- Information shown
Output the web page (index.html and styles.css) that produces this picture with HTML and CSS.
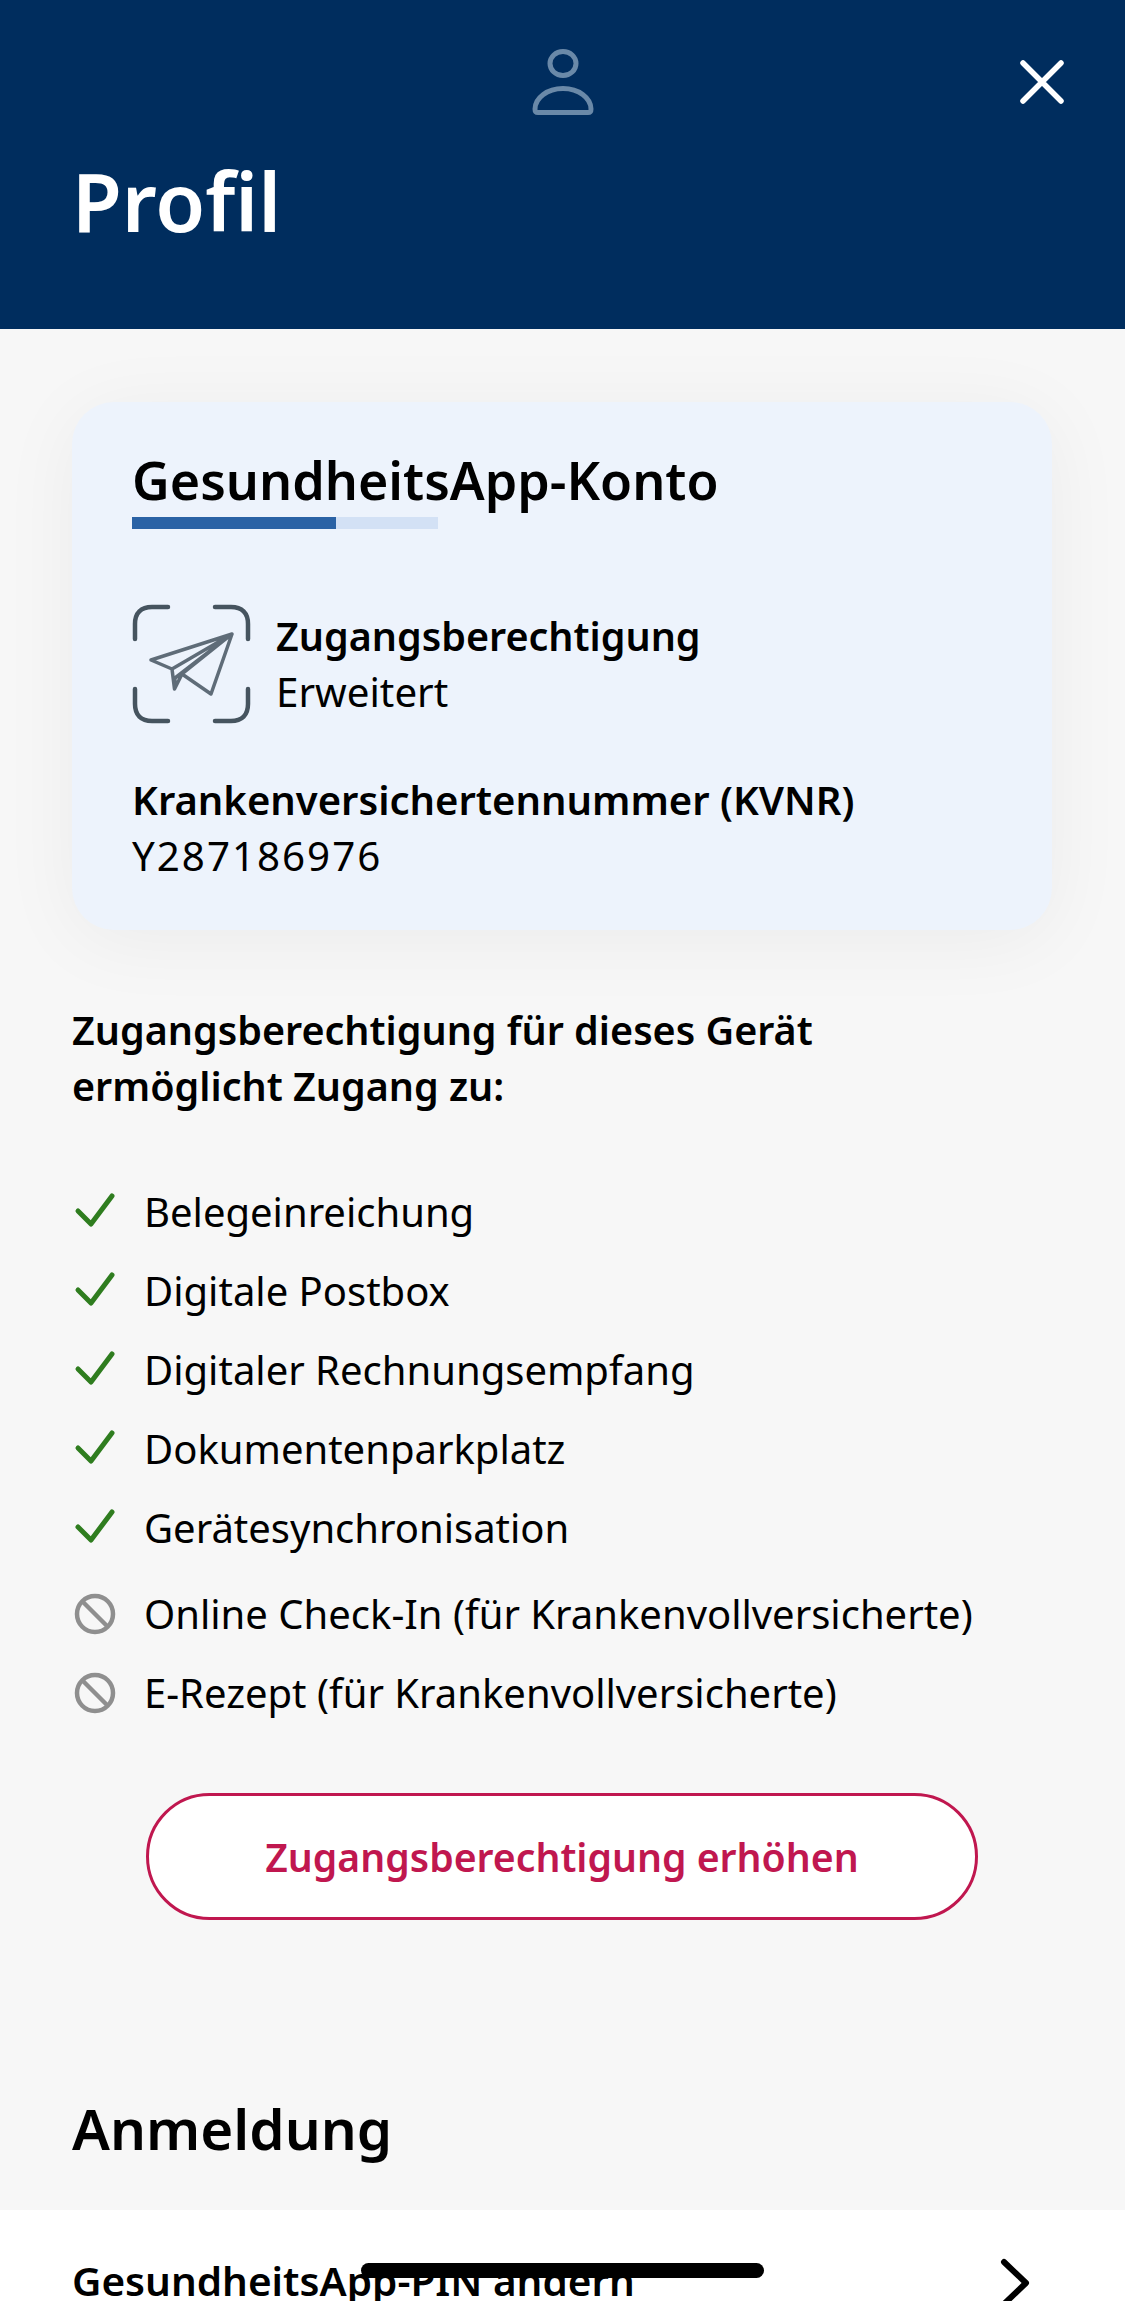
FILE: index.html
```html
<!DOCTYPE html>
<html lang="de">
<head>
    <meta charset="UTF-8">
    <title>Profil</title>
    <link rel="stylesheet" href="styles.css">
</head>
<body>

<header class="top">
    <div class="top-bar">
        <svg class="user-icon" viewBox="0 0 70 70" fill="none" stroke="#6a89a8" stroke-width="5">
            <ellipse cx="35" cy="17.500" rx="13" ry="12"/>
            <path d="M7 63 C7 52 19 42.500 35 42.500 C51 42.500 63 52 63 63 C63 65.500 62 66.500 60 66.500 H10 C8 66.500 7 65.500 7 63 Z" stroke-linejoin="round"/>
        </svg>
        <svg class="close-icon" viewBox="0 0 44 44" fill="none" stroke="#fff" stroke-width="5.500" stroke-linecap="round">
            <path d="M3 3 L41 41 M41 3 L3 41"/>
        </svg>
    </div>
    <h1>Profil</h1>
</header>

<main class="content">
    <section class="card">
        <h2>GesundheitsApp-Konto</h2>
        <div class="level"><div class="level-fill"></div></div>

        <div class="access">
            <svg class="access-icon" viewBox="0 0 120 120" fill="none" stroke="#46545f" stroke-linecap="round" stroke-linejoin="round">
                <path stroke-width="4.500" d="M3 35 V20 C3 9 9 3 20 3 H36 M83 3 H99 C110 3 116 9 116 20 V35 M3 85 V100 C3 111 9 117 20 117 H36 M83 117 H99 C110 117 116 111 116 100 V85"/>
                <path stroke="#5f6c78" stroke-width="3.500" d="M100 30 L19 56 L40 65 Z M100 30 L79 90 L50 70 Z M100 30 L43 74 M40 65 L42.500 85 L50 70 M43 74 L42.500 85"/>
            </svg>
            <div>
                <div class="strong">Zugangsberechtigung</div>
                <div>Erweitert</div>
            </div>
        </div>

        <div class="strong kvnr-label">Krankenversichertennummer (KVNR)</div>
        <div class="kvnr">Y287186976</div>
    </section>

    <p class="strong intro">Zugangsberechtigung für dieses Gerät<br>ermöglicht Zugang zu:</p>

    <ul class="features">
        <li>
            <svg class="check" viewBox="0 0 44 40" fill="none" stroke="#2f7d1f" stroke-width="5" stroke-linecap="round" stroke-linejoin="round"><path d="M5 19 L18 32 L39 4"/></svg>
            Belegeinreichung
        </li>
        <li>
            <svg class="check" viewBox="0 0 44 40" fill="none" stroke="#2f7d1f" stroke-width="5" stroke-linecap="round" stroke-linejoin="round"><path d="M5 19 L18 32 L39 4"/></svg>
            Digitale Postbox
        </li>
        <li>
            <svg class="check" viewBox="0 0 44 40" fill="none" stroke="#2f7d1f" stroke-width="5" stroke-linecap="round" stroke-linejoin="round"><path d="M5 19 L18 32 L39 4"/></svg>
            Digitaler Rechnungsempfang
        </li>
        <li>
            <svg class="check" viewBox="0 0 44 40" fill="none" stroke="#2f7d1f" stroke-width="5" stroke-linecap="round" stroke-linejoin="round"><path d="M5 19 L18 32 L39 4"/></svg>
            Dokumentenparkplatz
        </li>
        <li>
            <svg class="check" viewBox="0 0 44 40" fill="none" stroke="#2f7d1f" stroke-width="5" stroke-linecap="round" stroke-linejoin="round"><path d="M5 19 L18 32 L39 4"/></svg>
            Gerätesynchronisation
        </li>
        <li class="first-off">
            <svg class="ban" viewBox="0 0 44 44" fill="none" stroke="#8f8f8f" stroke-width="4.500"><circle cx="22" cy="22" r="18"/><path d="M9 9 L35 35"/></svg>
            Online Check-In (für Krankenvollversicherte)
        </li>
        <li>
            <svg class="ban" viewBox="0 0 44 44" fill="none" stroke="#8f8f8f" stroke-width="4.500"><circle cx="22" cy="22" r="18"/><path d="M9 9 L35 35"/></svg>
            E-Rezept (für Krankenvollversicherte)
        </li>
    </ul>

    <button class="raise">Zugangsberechtigung erhöhen</button>

    <h2 class="section-title">Anmeldung</h2>
</main>

<div class="menu-row">
    <span class="strong row-label">GesundheitsApp-PIN ändern</span>
    <svg class="chevron" viewBox="0 0 30 50" fill="none" stroke="#000" stroke-width="6" stroke-linecap="round" stroke-linejoin="round"><path d="M4 4 L26 25 L4 46"/></svg>
</div>

<div class="home-bar"></div>

</body>
</html>
```

FILE: styles.css
```css
html, body {
    margin: 0;
    height: 2301px;
    overflow: hidden;
}
body {
    position: relative;
    background-color: #f7f7f7;
    color: #000;
    font-family: "Noto Sans", Arial, sans-serif;
    font-size: 40.3px;
    line-height: 56px;
}
svg {
    display: block;
    flex: none;
}
.strong {
    font-size: 39.5px;
    font-weight: 600;
}

/* header */
.top {
    height: 329px;
    box-sizing: border-box;
    background-color: #002d5e;
    color: white;
    padding: 46px 61px 0 72px;
}
.top-bar {
    position: relative;
    height: 70px;
    display: flex;
    justify-content: center;
}
.user-icon {
    width: 70px;
    height: 70px;
    margin-right: 11px;
}
.close-icon {
    position: absolute;
    top: 14px;
    right: 0;
    width: 44px;
    height: 44px;
}
.top h1 {
    margin: 35px 0 0;
    font-size: 81px;
    line-height: 100px;
    font-weight: 600;
}

/* content */
.content {
    padding: 73px 73px 0 72px;
    height: 1881px;
    box-sizing: border-box;
}
.card {
    height: 528px;
    box-sizing: border-box;
    padding: 48px 60px 0;
    background-color: #edf3fc;
    border-radius: 42px;
    box-shadow: 0 10px 80px rgba(0, 0, 0, 0.05);
}
.card h2 {
    margin: 0;
    font-size: 52px;
    line-height: 60px;
    font-weight: 600;
}
.level {
    width: 306px;
    height: 12px;
    margin-top: 7px;
    background-color: #d3e1f5;
}
.level-fill {
    width: 204px;
    height: 100%;
    background-color: #2a62a5;
}
.access {
    display: flex;
    align-items: center;
    gap: 24px;
    margin-top: 75px;
    margin-bottom: 48px;
}
.access-icon {
    width: 120px;
    height: 120px;
}
.kvnr-label {
    font-size: 40px;
}
.kvnr {
    letter-spacing: 2px;
}
.intro {
    margin: 72px 0 0;
}
.features {
    list-style: none;
    margin: 58px 0 0;
    padding: 0;
    font-size: 40px;
}
.features li {
    position: relative;
    height: 79px;
    display: flex;
    align-items: center;
    padding-left: 72px;
}
.features .first-off {
    margin-top: 7px;
}
.check {
    position: absolute;
    left: 1px;
    top: 20px;
    width: 44px;
    height: 40px;
}
.ban {
    position: absolute;
    left: 1px;
    top: 18px;
    width: 44px;
    height: 44px;
}
.raise {
    display: block;
    width: 832px;
    height: 127px;
    margin: 61px 0 0 74px;
    background-color: white;
    border: 3px solid #c0174f;
    border-radius: 64px;
    color: #c0174f;
    font-family: inherit;
    font-size: 39.200px;
    font-weight: 600;
}
.section-title {
    margin: 173px 0 0;
    font-size: 56.500px;
    line-height: 72px;
    font-weight: 600;
}

/* list row under the section title */
.menu-row {
    height: 91px;
    box-sizing: border-box;
    display: flex;
    justify-content: space-between;
    align-items: flex-start;
    padding: 43px 95px 0 72px;
    background-color: white;
}
.row-label {
    font-size: 40.500px;
}
.chevron {
    width: 30px;
    height: 50px;
    margin-top: 5px;
}
.home-bar {
    position: absolute;
    left: 361px;
    top: 2263px;
    width: 403px;
    height: 15px;
    border-radius: 8px;
    background-color: black;
}
```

- Task
Using the listing, copy every line where the word "index" shows up.

- Exercise result
Output the web page (index.html and styles.css) that produces this picture with HTML and CSS.
FILE: index.html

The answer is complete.